### Stated exercise
Identify the lines that include the word "components", then copy all of them.

Data extracted from a collection:
***

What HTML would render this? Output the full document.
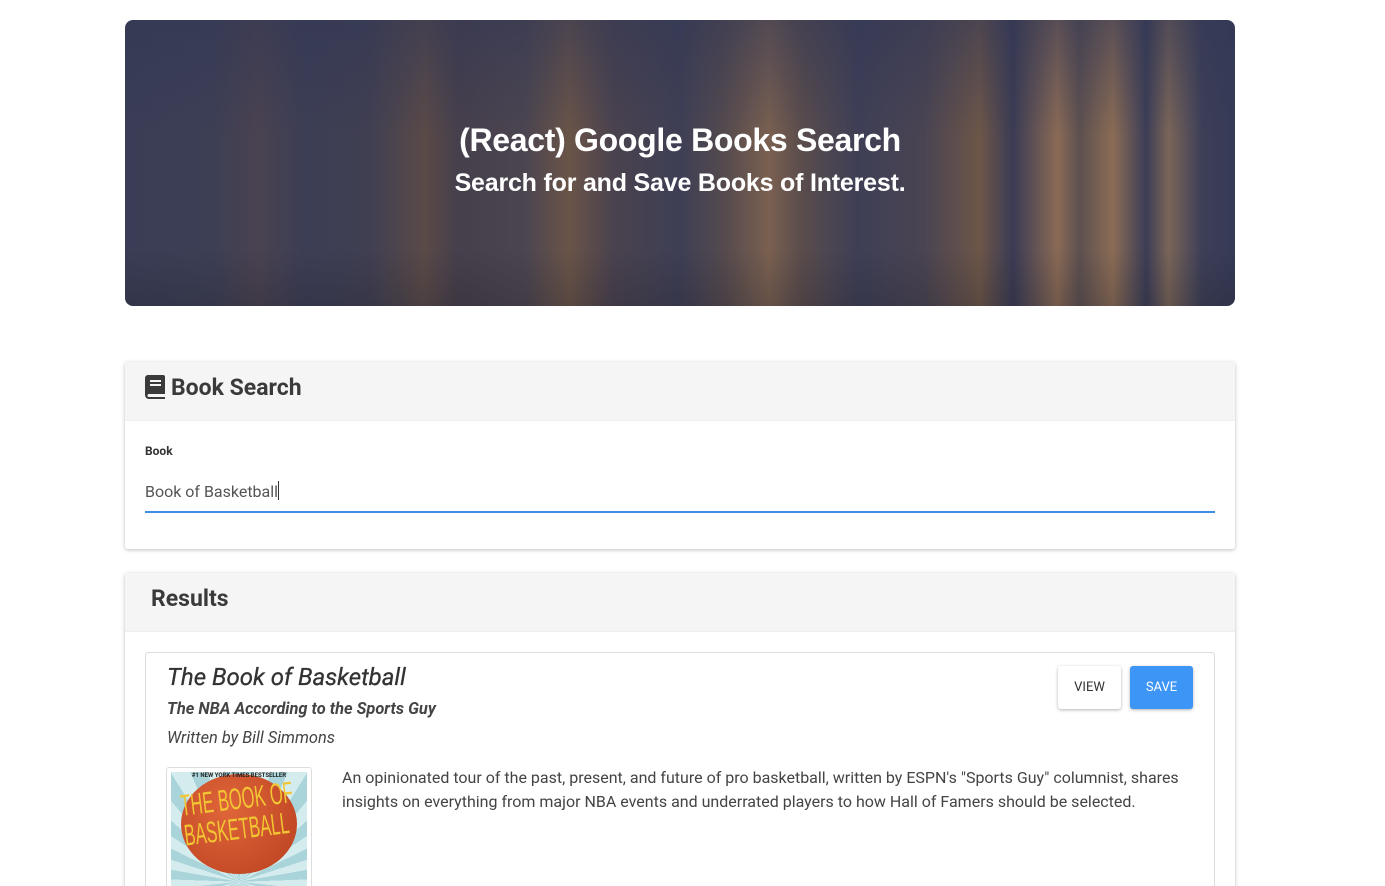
<!DOCTYPE html>
<html style="height:886px;overflow:hidden"><head><meta charset="utf-8"><style>
body{margin:0;background:#fff;font-family:Roboto,"Liberation Sans",sans-serif;width:1385px;height:886px;overflow:hidden;position:relative;color:#333}
.hero{position:absolute;left:125px;top:20px;width:1110px;height:286px;border-radius:8px;overflow:hidden;
background:
linear-gradient(180deg,rgba(50,55,85,0.55) 0%,rgba(50,55,85,0) 40%,rgba(0,0,0,0) 80%,rgba(20,20,30,.2) 100%),
linear-gradient(90deg,#3a3d55 0%,#3d3f55 8%,#4a4250 12%,#3c3e55 16%,#403f52 22%,#5a4a48 27%,#463f4c 30%,#4b4550 36%,#6a5448 40%,#4a424e 44%,#3e3f55 50%,#554a4e 54%,#7a6050 58%,#5a4c4c 61%,#3e3f56 66%,#4a4452 72%,#6d5648 77%,#3a3b54 80%,#8a6a55 84%,#5d5050 86%,#8b6c55 89%,#3b3d56 92%,#7a6558 94%,#3d3f58 97%,#363a55 100%);}
.hero h1{position:absolute;left:0;right:0;top:102px;margin:0;text-align:center;color:#fff;font-family:"Liberation Sans",sans-serif;font-size:32px;font-weight:bold;letter-spacing:-0.3px}
.hero p{position:absolute;left:0;right:0;top:149px;margin:0;text-align:center;color:#fff;font-family:"Liberation Sans",sans-serif;font-size:25px;font-weight:bold;letter-spacing:-0.2px}
.card{position:absolute;left:125px;width:1110px;background:#fff;border-radius:3px;box-shadow:0 1px 4px rgba(0,0,0,.25)}
.head{background:#f5f5f5;height:59px;border-bottom:1px solid #eee;box-sizing:border-box}
.head span{position:absolute;font-size:23px;font-weight:bold;color:#3a3a3a}
.btn{position:absolute;top:13px;height:43px;border-radius:3px;font-size:13px;line-height:43px;text-align:center;box-shadow:0 1px 3px rgba(0,0,0,.3)}
</style></head><body>
<div class="hero"><h1>(React) Google Books Search</h1><p>Search for and Save Books of Interest.</p></div>
<div class="card" style="top:362px;height:187px">
<div class="head"><svg style="position:absolute;left:20px;top:13px" width="20" height="24" viewBox="0 0 20 24"><path d="M3 0h15a2 2 0 0 1 2 2v17H4a1.5 1.5 0 0 0 0 3h16v2H4a4 4 0 0 1-4-4V3a3 3 0 0 1 3-3z" fill="#3a3a3a"/><rect x="5" y="5" width="11" height="2" fill="#f5f5f5"/><rect x="5" y="9" width="11" height="2" fill="#f5f5f5"/></svg><span style="left:46px;top:12px">Book Search</span></div>
<div style="position:absolute;left:20px;top:82px;font-size:12px;font-weight:bold">Book</div>
<div style="position:absolute;left:20px;top:119px;font-size:16px;color:#555">Book of Basketball<span style="display:inline-block;width:1px;height:19px;background:#333;vertical-align:-3px"></span></div>
<div style="position:absolute;left:20px;top:149px;width:1070px;height:2px;background:#3d8fe6"></div>
</div>
<div class="card" style="top:573px;height:330px">
<div class="head"><span style="left:26px;top:12px">Results</span></div>
<div style="position:absolute;left:20px;top:79px;width:1068px;height:260px;border:1px solid #ddd;border-radius:3px">
<div style="position:absolute;left:21px;top:10px;font-size:24px;font-style:italic;color:#333;-webkit-text-stroke:0.3px #333">The Book of Basketball</div>
<div style="position:absolute;left:21px;top:47px;font-size:16.4px;font-style:italic;font-weight:bold;color:#444">The NBA According to the Sports Guy</div>
<div style="position:absolute;left:21px;top:76px;font-size:16.4px;font-style:italic;color:#444">Written by Bill Simmons</div>
<div class="btn" style="left:912px;width:63px;background:#fff;color:#333">VIEW</div>
<div class="btn" style="left:984px;width:63px;background:#3d95f5;color:#fff">SAVE</div>
<div style="position:absolute;left:20px;top:114px;width:144px;height:130px;border:1px solid #ddd;border-radius:3px;background:#fff">
<div style="position:absolute;left:4px;top:4px;width:136px;height:122px;background:repeating-conic-gradient(from 0deg at 50% 90%,#a8d4da 0 8deg,#d5ecee 8deg 16deg);overflow:hidden">
<div style="position:absolute;left:10px;top:2px;width:116px;height:100px;border-radius:50%;background:radial-gradient(circle at 40% 35%,#e0653a,#b8401e)"></div>
<div style="position:absolute;left:0;right:0;top:0;text-align:center;font-size:6px;font-weight:bold;color:#222">#1 NEW YORK TIMES BESTSELLER</div>
<div style="position:absolute;left:8px;top:20px;color:#f2c632;font-family:'Liberation Sans',sans-serif;font-size:30px;line-height:30px;transform:rotate(-7deg) scaleX(0.55);transform-origin:left top;white-space:nowrap">THE BOOK OF<br>BASKETBALL</div>
</div></div>
<div style="position:absolute;left:196px;top:113px;width:860px;font-size:16px;line-height:24px;color:#444">An opinionated tour of the past, present, and future of pro basketball, written by ESPN's "Sports Guy" columnist, shares insights on everything from major NBA events and underrated players to how Hall of Famers should be selected.</div>
</div></div>
</body></html>
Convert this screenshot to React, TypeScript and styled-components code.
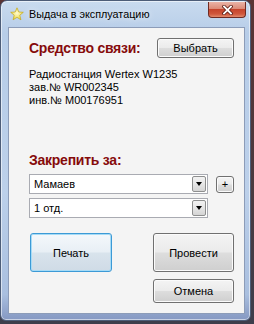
import React from "react";
import styled, { createGlobalStyle } from "styled-components";

const Global = createGlobalStyle`
  html, body { margin: 0; padding: 0; }
  body {
    width: 254px;
    height: 324px;
    overflow: hidden;
    background: linear-gradient(180deg, #5a3434 0%, #4a3a40 60%, #3e3e4c 100%);
    font-family: "Liberation Sans", Arial, sans-serif;
  }
`;

const Window = styled.div`
  box-sizing: border-box;
  width: 251px;
  height: 321px;
  border: 1px solid #4d5d78;
  border-radius: 7px 7px 6px 6px;
  background: linear-gradient(180deg, #c9dbef 0%, #b7cde8 10%, #bcd0ea 60%, #a9bfdf 92%, #8598c2 100%);
  box-shadow: inset 0 0 0 1px rgba(255, 255, 255, 0.55);
  display: flex;
  flex-direction: column;
  padding: 0 5px 6px 7px;
`;

const TitleBar = styled.div`
  height: 26px;
  display: flex;
  align-items: center;
  position: relative;
`;

const TitleIcon = styled.svg`
  width: 14px;
  height: 14px;
  margin: 0 5px 0 2px;
  flex: none;
`;

const TitleText = styled.span`
  font-family: "Liberation Sans", Arial, sans-serif;
  font-size: 10.8px;
  color: #000;
  text-shadow: 0 0 6px rgba(255, 255, 255, 0.9);
`;

const CloseButton = styled.div`
  position: absolute;
  right: -1px;
  top: 1px;
  width: 38px;
  height: 16px;
  box-sizing: border-box;
  border: 1px solid #6f2a22;
  border-top: none;
  border-radius: 0 0 4px 4px;
  background: linear-gradient(180deg, #eab3a6 0%, #dc8b78 45%, #c6442c 50%, #d0573c 80%, #e28a6c 100%);
  display: flex;
  align-items: center;
  justify-content: center;
`;

const Client = styled.div`
  flex: 1;
  box-sizing: border-box;
  border: 1px solid #8c9cb8;
  background: #f4f4f4;
  display: flex;
  flex-direction: column;
  padding: 10px 10px 0 20px;
`;

const HeaderRow = styled.div`
  display: flex;
  align-items: center;
  justify-content: space-between;
  height: 20px;
`;

const Heading = styled.div`
  font-family: "Liberation Sans", Arial, sans-serif;
  font-weight: bold;
  font-size: 14px;
  color: #860b0b;
  height: 20px;
  line-height: 20px;
  letter-spacing: -0.25px;
`;

const Button = styled.button<{ $w: number; $h: number; $focused?: boolean }>`
  box-sizing: border-box;
  width: ${(p) => p.$w}px;
  height: ${(p) => p.$h}px;
  padding: 0;
  border: 1px solid ${(p) => (p.$focused ? "#3c9ad6" : "#707070")};
  border-radius: 3px;
  background: ${(p) =>
    p.$focused
      ? "linear-gradient(180deg, #f4f8fb 0%, #e8eff5 48%, #d8e3ec 52%, #cfdbe6 100%)"
      : "linear-gradient(180deg, #f4f4f4 0%, #ebebeb 48%, #dddddd 52%, #cfcfcf 100%)"};
  box-shadow: inset 0 0 0 1px ${(p) => (p.$focused ? "#a6dbf6" : "#fbfbfb")};
  font-family: "Liberation Sans", Arial, sans-serif;
  font-size: 11px;
  color: #000;
  display: flex;
  align-items: center;
  justify-content: center;
  flex: none;
`;

const Info = styled.div`
  margin-top: 10px;
  font-family: "Liberation Sans", Arial, sans-serif;
  font-size: 11px;
  line-height: 13px;
  color: #000;
`;

const Section = styled.div`
  margin-top: 43px;
`;

const ComboRow = styled.div`
  display: flex;
  align-items: center;
  gap: 8px;
  margin-top: 4px;
  height: 20px;
`;

const Combo = styled.div`
  box-sizing: border-box;
  width: 179px;
  height: 20px;
  border: 1px solid #a9abb2;
  background: #fff;
  display: flex;
  align-items: center;
  justify-content: space-between;
  padding: 0 1px 0 4px;
  font-family: "Liberation Sans", Arial, sans-serif;
  font-size: 11px;
  color: #000;
`;

const ComboArrow = styled.div`
  box-sizing: border-box;
  width: 14px;
  height: 16px;
  border: 1px solid #8e8f8f;
  border-radius: 2px;
  background: linear-gradient(180deg, #f2f2f2 0%, #e6e6e6 50%, #d4d4d4 100%);
  display: flex;
  align-items: center;
  justify-content: center;
`;

const Triangle = styled.div`
  width: 0;
  height: 0;
  border-left: 3.5px solid transparent;
  border-right: 3.5px solid transparent;
  border-top: 4px solid #000;
`;

const Actions = styled.div`
  display: flex;
  justify-content: space-between;
  margin-top: 15px;
  padding-left: 1px;
`;

const Stack = styled.div`
  display: flex;
  flex-direction: column;
  gap: 7px;
`;

export default function App() {
  return (
    <>
      <Global />
      <Window>
        <TitleBar>
          <TitleIcon viewBox="0 0 14 14">
            <defs>
              <radialGradient id="g" cx="50%" cy="45%" r="60%">
                <stop offset="0%" stopColor="#fffbd0" />
                <stop offset="100%" stopColor="#e8d330" />
              </radialGradient>
            </defs>
            <polygon
              points="7,0.8 8.8,5 13.3,5.3 9.8,8.2 10.9,12.8 7,10.3 3.1,12.8 4.2,8.2 0.7,5.3 5.2,5"
              fill="url(#g)"
              stroke="#c5a818"
              strokeWidth="0.7"
            />
          </TitleIcon>
          <TitleText>Выдача в эксплуатацию</TitleText>
          <CloseButton>
            <svg width="11" height="10" viewBox="0 0 11 10">
              <path d="M2 1.5 L9 8.5 M9 1.5 L2 8.5" stroke="#5a1a12" strokeWidth="3.4" strokeLinecap="square" />
              <path d="M2 1.5 L9 8.5 M9 1.5 L2 8.5" stroke="#ffffff" strokeWidth="1.8" strokeLinecap="square" />
            </svg>
          </CloseButton>
        </TitleBar>
        <Client>
          <HeaderRow>
            <Heading>Средство связи:</Heading>
            <Button $w={77} $h={20}>Выбрать</Button>
          </HeaderRow>
          <Info>
            <div>Радиостанция Wertex W1235</div>
            <div>зав.№ WR002345</div>
            <div>инв.№ M00176951</div>
          </Info>
          <Section>
            <Heading>Закрепить за:</Heading>
            <ComboRow>
              <Combo>
                <span>Мамаев</span>
                <ComboArrow><Triangle /></ComboArrow>
              </Combo>
              <Button $w={18} $h={17}>+</Button>
            </ComboRow>
            <ComboRow>
              <Combo>
                <span>1 отд.</span>
                <ComboArrow><Triangle /></ComboArrow>
              </Combo>
            </ComboRow>
          </Section>
          <Actions>
            <Button $w={82} $h={39} $focused>Печать</Button>
            <Stack>
              <Button $w={81} $h={39}>Провести</Button>
              <Button $w={81} $h={24}>Отмена</Button>
            </Stack>
          </Actions>
        </Client>
      </Window>
    </>
  );
}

***

### Task output
Convert this screenshot to React, TypeScript and styled-components code.
import styled, { createGlobalStyle } from "styled-components";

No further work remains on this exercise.